Vmax - 42mph (43 downhill)

Efficiency - 87 mpg

Fun Level - 6.5

Off the line - 3-toed-sloth-esque.

Chickmagnitude - 3.1

I couldn’t help but think that the trend is here, that those with the vision to understand the greater context of fuel resources and our coming energy crisis have already begun to react. They are investing in unconventional transportation as the convention itself is distorted by decreasing fuel supplies. Perhaps “The Long Emergency” is already here and we have begun to take steps to transition into a world where energy is not cheap and plentiful. Or maybe bikes are just more fun.


Anonymous said...

Why not maximize your payday loan portfolio by re-investing in lottery tickets?

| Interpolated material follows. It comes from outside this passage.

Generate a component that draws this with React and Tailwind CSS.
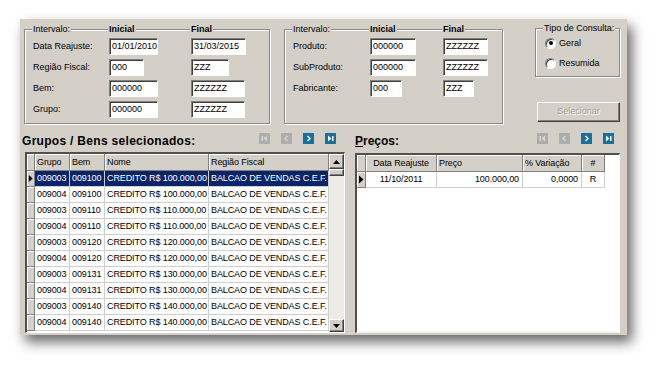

Chix dig scootin', your chick mag might be underrated. 42!?! Better get a helmet.

When choosing a scooter, I prefer street illegal so that I can jump to the sidewalk when the bike lane unexpectedly stops (nice infrastructure) and pinches you into a soccermom. The cops have yet to mind our sidewalk scootin, and that yankee biatch hasn't written a editorial yet.

Note: Drunk riding is usually only dangerous to yourself.

Horatio said...

glad to see the bike is on the horizon. hide the 8-cylinder in the garage! any suggestions on the best non-motorized bike? this will have to be my next big investment...then inevitably getting back in shape. the party's definitely over...ciao...horatio

Anonymous said...

Best non-motorized bike?

Shoot, they're all the same great invention. If you live at the coast get a cruiser, they'll never require much maintenance. If you live anywhere else (with hills) you need at least 10 gears. Personally, I like my posture better on a mountain bike rather than a road bike. I have a Trek that wasn't too expensive and still runs fine.

There are also electric bikes, but they're kind of hard to pedal if the batteries run out.